— Stated problem —
Retype word for word the first line of the listing and each line after it up to the line with "1204, 1375, 1527];", with the pictures taken out.
####################
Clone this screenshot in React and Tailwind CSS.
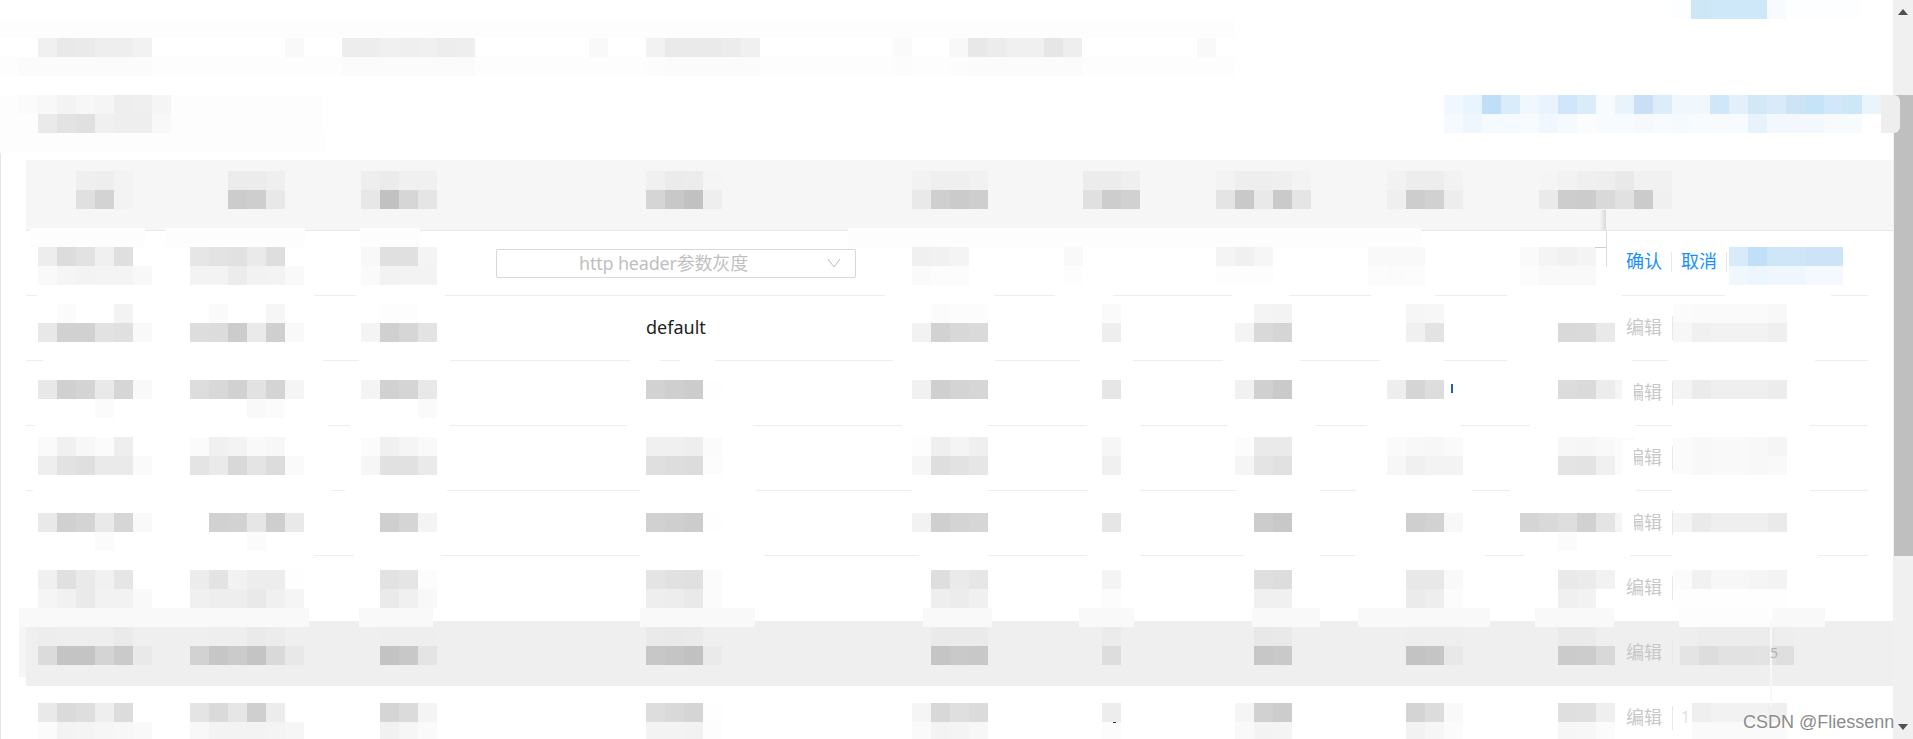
import React from 'react';

// the reference is pixelated: every blurred text is a block of 19px cells
const colStarts = [26, 178, 349, 484, 900, 1071, 1204, 1375, 1527];

const rows = [
  {
    mt: 'mt-[16px]',
    cells: [
      [38, 'ed dc e2 f0 df', 'f9 f5 f3 f4 f4 f8'],
      [190, 'e6 e3 e1 ea de', 'f3 f3 ec f2 f3 f9'],
      [361, 'f8 e0 e0 f4', 'fa f2 f3 f3'],
      null,
      [912, 'f0 f1 f4', 'fa fc fc'],
      [1064, 'f9', 'fd'],
      [1216, 'f4 f0 f6', 'fd fd fd'],
      [1368, 'f9 f9 f9', 'fc fb fc'],
      [1520, 'fa f4 f1 f4', 'fc f9 f9 f9'],
    ],
  },
  {
    mt: 'mt-[8px]',
    cells: [
      [38, '.. fb .. .. f3', 'e8 d1 d1 e2 e0 f9'],
      [190, '.. fa .. .. f6', 'dd dc cc ea cf f9'],
      [361, '.. fd fd', 'f4 d0 d6 e3'],
      [646, null, null],
      [912, '.. fb fc fc', 'f2 d2 d8 da'],
      [1102, 'fa', 'ee'],
      [1235, '.. f4 f3', 'f4 d9 d5'],
      [1406, 'f6 f7', 'f0 e3'],
      [1558, '.. .. ..', 'd9 da e9'],
    ],
    action: [1673, 'fb fa fa fa fa f8', 'f7 f0 f2 f2 f2 ef'],
  },
  {
    mt: 'mt-[19px]',
    cells: [
      [38, 'e8 d0 d4 e9 d6 f9', '.. .. .. fb'],
      [190, 'dd d8 d1 e2 d4 f5', '.. .. .. f9 fb'],
      [361, 'f4 d1 d5 e8', '.. .. .. fa'],
      [646, 'd2 cf cc fe'],
      [912, 'f1 cf d4 d6'],
      [1102, 'e6'],
      [1235, 'f1 d0 ca'],
      [1387, 'ee d5 dd'],
      [1558, 'dc da ec f5'],
    ],
    action: [1673, 'f4 eb ef ef ef ec'],
  },
  {
    mt: 'mt-[11px]',
    cells: [
      [38, 'fa f0 f7 fb ee', 'ee e2 df ea ea fa'],
      [190, 'fb f0 f3 f9 f7', 'e4 ea d8 e4 dc fa'],
      [361, 'fb f0 f5 f9', 'f6 e1 e1 ea'],
      [646, 'f0 f0 ee fb', 'df dd dc fc'],
      [912, 'fd ef f4 ef', 'f6 de e2 e6'],
      [1102, 'f6', 'f0'],
      [1235, 'fc ea ea', 'f5 e4 e1'],
      [1387, 'fa f8 f7 fa', 'f7 f0 f3 f3'],
      [1558, 'f7 f6 f9 fb', 'e4 e3 f0 fb'],
    ],
    action: [1673, 'fb f8 f9 f9 f8 f5', 'fb f8 f9 f9 f8 f9'],
  },
  {
    mt: 'mt-[22px]',
    cells: [
      [38, 'e9 d0 d4 e9 d6 f9', '.. .. .. fb'],
      [209, 'd1 d2 e6 ce e9', '.. .. fb'],
      [380, 'cf d5 f4'],
      [646, 'd1 cf cc fe'],
      [912, 'f2 cf d4 d6'],
      [1102, 'e6'],
      [1254, 'cc c8'],
      [1406, 'cf d2 f8'],
      [1520, 'd5 d9 de d1 e4 f5', '.. .. fb'],
    ],
    action: [1673, 'f4 ea ef ef ef ea'],
  },
  {
    mt: 'mt-[14px]',
    cells: [
      [38, 'f0 e0 ea f1 e6', 'f5 f1 ea f2 f2 f9'],
      [190, 'ec e3 f2 ed ed fe', 'f0 ee ee e9 f0 f5'],
      [380, 'e2 e5 fc', 'ea f0 f8'],
      [646, 'e4 e1 e0 fb', 'ee ed e9 fb'],
      [931, 'de ea e6', 'ee ec f0'],
      [1102, 'f4', 'fc'],
      [1254, 'df dd', 'f0 f0'],
      [1406, 'e8 e8 f9', 'eb ee fc'],
      [1558, 'e9 eb f2', 'f0 f2'],
    ],
    action: [1673, 'fb f1 f7 f7 f5 f3', 'fe fe fe fe fe fe'],
  },
  {
    mt: 'mt-[6px]',
    bg: 'bg-[#efefef]',
    cells: [
      [38, 'ed ee ee ee ea ef', 'db c4 c4 d4 ca e9'],
      [190, 'ef ee ee ea ec ef', 'd2 c6 cb c4 d9 e8'],
      [380, 'ee ee ee', 'c3 c8 e4'],
      [646, 'ea e9 ea', 'c7 c5 c1 ea'],
      [931, 'ea ea ea', 'c5 c9 c8'],
      [1102, 'eb', 'dd'],
      [1254, 'e8 e9', 'c7 c9'],
      [1406, 'ee ee ee', 'c3 c5 e8'],
      [1558, 'ea ea', 'cb cc d8'],
    ],
    action: [1680, 'ee ec ec ec ec ee', 'e4 dd e2 e2 e3 df'],
  },
  {
    mt: 'mt-[17px]',
    cells: [
      [38, 'e9 da de ee dc', 'fb f3 f4 f6 f7 f9'],
      [190, 'e4 da e6 cf ec', 'f8 f3 f3 f3 f4 f6'],
      [380, 'd5 db f4', 'f1 f6 fa'],
      [646, 'dd d9 d5 fe', 'f3 f3 f2 fd'],
      [912, 'f5 d8 df db', 'fa f3 f4 f7'],
      [1102, 'ed', 'fc'],
      [1235, 'f5 d1 cc', 'f9 f3 f4'],
      [1406, 'd4 dc f9', 'f2 f6 fb'],
      [1558, 'df e0 ef', 'f6 f7 fb'],
    ],
    action: [1692, 'ef f2 f2 f2 ef', 'fa fa fa fa fa'],
  },
];

const header = [
  [76, 'ef ee f3', 'e0 d3 f3'],
  [228, 'ec ec ef', 'cc ce e8'],
  [361, 'ee eb f0 f0', 'e7 c1 d6 e5'],
  [646, 'f0 eb ec f5', 'd5 c8 c1 ee'],
  [912, 'f2 ef ef f1', 'e9 cf cb ce'],
  [1083, 'ec ec ef', 'e0 cd d1'],
  [1216, 'f3 ee ee ef f3', 'e4 c9 e9 ca e5'],
  [1387, 'f2 ed ed f2', 'ef cd d1 ed'],
  [1539, 'f5 f2 ef ee e9 f1 f1', 'ea cd cc d9 e1 cb f0'],
];

// visible pieces of the row rules, the rest is wiped by the blur
const rules = [
  [[26, 37], [314, 356], [445, 885], [994, 1055], [1113, 1232], [1289, 1371], [1435, 1507], [1622, 1725], [1831, 1868]],
  [[26, 43], [323, 359], [450, 630], [660, 680], [715, 893], [995, 1080], [1133, 1223], [1300, 1380], [1444, 1507], [1632, 1668], [1815, 1868]],
  [[26, 35], [328, 350], [450, 627], [753, 902], [987, 1087], [1140, 1228], [1315, 1367], [1460, 1530], [1635, 1672], [1810, 1868]],
  [[26, 33], [331, 345], [447, 640], [756, 911], [987, 1087], [1140, 1237], [1320, 1356], [1472, 1510], [1636, 1672], [1810, 1868]],
  [[314, 354], [441, 640], [764, 919], [987, 1087], [1140, 1245], [1320, 1355], [1485, 1524], [1630, 1672], [1818, 1868]],
];

// soft blur leftovers lying over the table
const smears = [
  [0, 133, 325, 20, '#fdfdfd'],
  [30, 228, 115, 19, '#fdfdfd'],
  [165, 228, 140, 19, '#fdfdfd'],
  [360, 228, 60, 19, '#fdfdfd'],
  [848, 228, 573, 19, '#fdfdfd'],
  [19, 608, 290, 19, '#f9f9f9'],
  [359, 608, 74, 19, '#f9f9f9'],
  [640, 608, 115, 19, '#f9f9f9'],
  [923, 608, 69, 19, '#f9f9f9'],
  [1079, 608, 55, 19, '#f9f9f9'],
  [1252, 608, 68, 19, '#f9f9f9'],
  [1358, 608, 132, 19, '#f9f9f9'],
  [1535, 608, 79, 19, '#f9f9f9'],
  [1679, 608, 91, 19, '#fdfdfd'],
  [1772, 608, 53, 19, '#f9f9f9'],
  [1770, 621, 2, 85, '#f8f8f8'],
  [1622, 375, 12, 35, '#ffffff'],
  [1622, 440, 12, 35, '#ffffff'],
  [1622, 505, 12, 35, '#ffffff'],
  [19, 627, 7, 50, '#f5f5f5'],
];

const cellColor = (token) => {
  if (token === '..') return 'transparent';
  return token.length === 2 ? `#${token}${token}${token}` : `#${token}`;
};

const Strip = ({ colors, x = 0 }) => (
  <div className="flex" style={{ marginLeft: x }}>
    {colors.split(' ').map((c, i) => (
      <div key={i} className="w-[19px] h-[19px] shrink-0" style={{ backgroundColor: cellColor(c) }} />
    ))}
  </div>
);

const Mosaic = ({ x = 0, top, bottom, className = '' }) => (
  <div className={`shrink-0 h-[38px] ${className}`} style={{ marginLeft: x }}>
    {top && <Strip colors={top} />}
    {bottom && <Strip colors={bottom} />}
  </div>
);

const Sep = () => <span className="w-px h-[20px] bg-[#e8e8e8] mx-[9px] mt-[21px] shrink-0" />;

const EditAction = ({ mosaic, mt }) => (
  <div className="flex items-start pl-5 text-[18px] text-[#c8c8c8] min-w-0">
    <span className="h-[62px] flex items-center w-[36px] shrink-0 whitespace-nowrap">编辑</span>
    <span className="w-px h-[24px] bg-[#e8e8e8] ml-[10px] mt-[20px] shrink-0" />
    <Mosaic x={mosaic[0] - 1673} top={mosaic[1]} bottom={mosaic[2]} className={mt} />
  </div>
);

const ConfirmAction = () => (
  <div className="flex items-start pl-5 text-[18px] text-[#1890ff] min-w-0">
    <span className="h-[61px] flex items-center w-[36px] shrink-0 whitespace-nowrap">确认</span>
    <Sep />
    <span className="h-[61px] flex items-center w-[36px] shrink-0 whitespace-nowrap">取消</span>
    <Sep />
    <Mosaic
      x={-7}
      top="d7ebfa bfe0f8 cfe6f9 cfe6f9 cde4f8 cde4f8"
      bottom="f0f7fd ecf6fd f0f6fd f0f6fd f3f9fe f3f9fe"
      className="mt-[16px]"
    />
  </div>
);

const GrayDropdown = () => (
  <div className="mt-[18px] ml-3 w-[360px] h-[29px] flex items-center border border-[#d9d9d9] rounded-[2px] text-[18px] text-[#bfbfbf]">
    <span className="flex-1 text-center whitespace-nowrap tracking-[-0.2px] pl-[3px] -mt-[1px]">http header参数灰度</span>
    <svg width="14" height="10" viewBox="0 0 14 10" className="mr-[14px] -mt-[2px]">
      <polyline points="1,1 7,9 13,1" fill="none" stroke="#bfbfbf" strokeWidth="1" />
    </svg>
  </div>
);

const Rule = ({ parts }) => {
  let cursor = 26;
  return (
    <div className="flex h-px">
      {parts.map(([from, to], i) => {
        const gap = from - cursor;
        cursor = to;
        return (
          <div key={i} className="h-px bg-[#eeeeee] shrink-0" style={{ marginLeft: gap, width: to - from }} />
        );
      })}
    </div>
  );
};

const columnsClass = 'grid grid-cols-[152px_171px_135px_416px_171px_133px_171px_152px_79px_262px] items-start';

const App = () => {
  return (
    <div className="relative flex w-full h-[739px] overflow-hidden bg-white [font-family:'Noto_Sans','Noto_Sans_CJK_SC',sans-serif]">
      <div className="w-[1893px] shrink-0">
        {/* top bars */}
        <div className="h-[148px] relative">
          <div className="h-[19px] flex">
            <Strip x={1672} colors="fdfeff cde7f7 cfe8f9 cfe8f9 cfe8f9 f7fbfe fdfeff fdfeff fdfeff fdfeff" />
          </div>
          <div className="w-[1235px] h-[57px] bg-[#fdfdfd] pt-[19px]">
            <div className="flex h-[19px] bg-white">
              <Strip x={38} colors="f0 e9 ea ee ee f2" />
              <Strip x={133} colors="f9" />
              <Strip x={38} colors="ed ed f0 ef f0 ed ee" />
              <Strip x={114} colors="f9" />
              <Strip x={38} colors="f2 ea ea ea ec f0" />
              <Strip x={133} colors="fa" />
              <Strip x={37} colors="f8 e8 ec f0 f0 e6 ee" />
              <Strip x={115} colors="f9" />
            </div>
            <div className="flex h-[19px]">
              <Strip x={19} colors="fb fb fb fb fb fb fb" />
              <Strip x={190} colors="fb fb fb fb fb fb fb" />
              <Strip x={171} colors="fc fb fb fb fb fb" />
              <Strip x={133} colors="fc" />
              <Strip x={37} colors="fc fb fb fb fb fb fb" />
            </div>
          </div>
          <div className="flex justify-between mt-[19px]">
            <div className="w-[323px] bg-[#fdfdfd]">
              <Strip x={19} colors="fb f8 f3 f7 f5 ee ef f5" />
              <Strip x={38} colors="ea e3 e0 f0 ee ee f8" />
            </div>
            <div className="w-[437px] mr-[12px]">
              <Strip colors="f0f7fe e8f4fe c0dff6 d9ecfa f0f7fd e8f3fd d0e6fa daecfa f8fbfe e9f3fc c8dff5 dcedf9 f0f7fd f0f7fd d0e7fa e3f0fb d2e8f7 d9ebf9 cde4f7 c6e4f7 d2e7f9 cce7f6 eaf4fb" />
              <Strip colors="f5fafe eff7fe f5fafe f5fafe f7fbfe f0f7fe f5fafe fafcfe f8fbfe f8fbfe f5f9fd f8fbfe f5fafe f8fbfe f8fbfe f8fbfe e6f3fc f2f8fd f2f8fd f2f8fd f8fbfe f8fbfe" />
            </div>
          </div>
        </div>

        {/* table */}
        <div className="border-l border-[#e4e4e4] pl-[25px] pt-3 h-[591px]">
          <div className={`${columnsClass} h-[70px] bg-[#f6f6f6]`}>
            {header.map((c, i) => (
              <Mosaic key={i} x={c[0] - colStarts[i]} top={c[1]} bottom={c[2]} className="mt-[11px]" />
            ))}
          </div>
          <div className="h-px bg-[#e8e8e8]" />

          {rows.map((row, r) => (
            <div key={r}>
              <div className={`${columnsClass} h-[64px] ${row.bg || ''}`}>
                {row.cells.map((c, i) => {
                  if (r === 0 && i === 3) return <GrayDropdown key={i} />;
                  if (r === 1 && i === 3) {
                    return (
                      <div key={i} className="h-[62px] flex items-center pl-[162px] text-[18px] text-[#222222]">
                        default
                      </div>
                    );
                  }
                  if (!c) return <div key={i} />;
                  return <Mosaic key={i} x={c[0] - colStarts[i]} top={c[1]} bottom={c[2]} className={row.mt} />;
                })}
                {r === 0 ? <ConfirmAction /> : <EditAction mosaic={row.action} mt={row.mt} />}
              </div>
              {rules[r] ? <Rule parts={rules[r]} /> : <div className={`h-px ${row.bg || ''}`} />}
            </div>
          ))}
        </div>
      </div>

      {/* scrollbar */}
      <div className="w-[20px] shrink-0 bg-[#f0f0f0] flex flex-col items-center">
        <svg width="10" height="6" viewBox="0 0 10 6" className="mt-[9px]">
          <polygon points="5,0 10,6 0,6" fill="#505050" />
        </svg>
        <div className="mt-[80px] w-[19px] ml-px h-[461px] bg-[#bfbfbf]" />
        <svg width="10" height="6" viewBox="0 0 10 6" className="mt-[168px]">
          <polygon points="0,0 10,0 5,6" fill="#505050" />
        </svg>
      </div>

      {/* overlays */}
      {smears.map(([x, y, w, h, color], i) => (
        <div key={i} className="absolute" style={{ left: x, top: y, width: w, height: h, backgroundColor: color }} />
      ))}
      <div className="absolute left-[1881px] top-[95px] w-[19px] h-[38px] bg-[#eeeeee] rounded-r-[6px]" />
      <div className="absolute left-[1600px] top-[210px] w-[6px] h-[20px] bg-gradient-to-r from-transparent to-[#d8d8d8]" />
      <div className="absolute left-[1606px] top-[230px] w-px h-[37px] bg-[#dddddd]" />
      <div className="absolute left-[1595px] top-[247px] w-[11px] h-px bg-[#cccccc]" />
      <div className="absolute left-[1451px] top-[384px] w-[2px] h-[9px] bg-[#1d5fb0]" />
      <div className="absolute left-[1113px] top-[722px] w-[3px] h-px bg-[#333333]" />
      <span className="absolute left-[1681px] top-[705px] text-[16px] text-[#eadfd6]">1</span>
      <span className="absolute left-[1770px] top-[642px] text-[14px] text-[#b4b4b4]">5</span>
      <span className="absolute left-[1743px] top-[709px] text-[18px] text-[#8c8c8c] whitespace-nowrap [font-family:'Liberation_Sans',sans-serif] [text-shadow:0_0_2px_#ffffff]">
        CSDN @Fliessenn
      </span>
    </div>
  );
};

export default App;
####################
— Exercise answer —
Clone this screenshot in React and Tailwind CSS.
import React from 'react';

// the reference is pixelated: every blurred text is a block of 19px cells
const colStarts = [26, 178, 349, 484, 900, 1071, 1204, 1375, 1527];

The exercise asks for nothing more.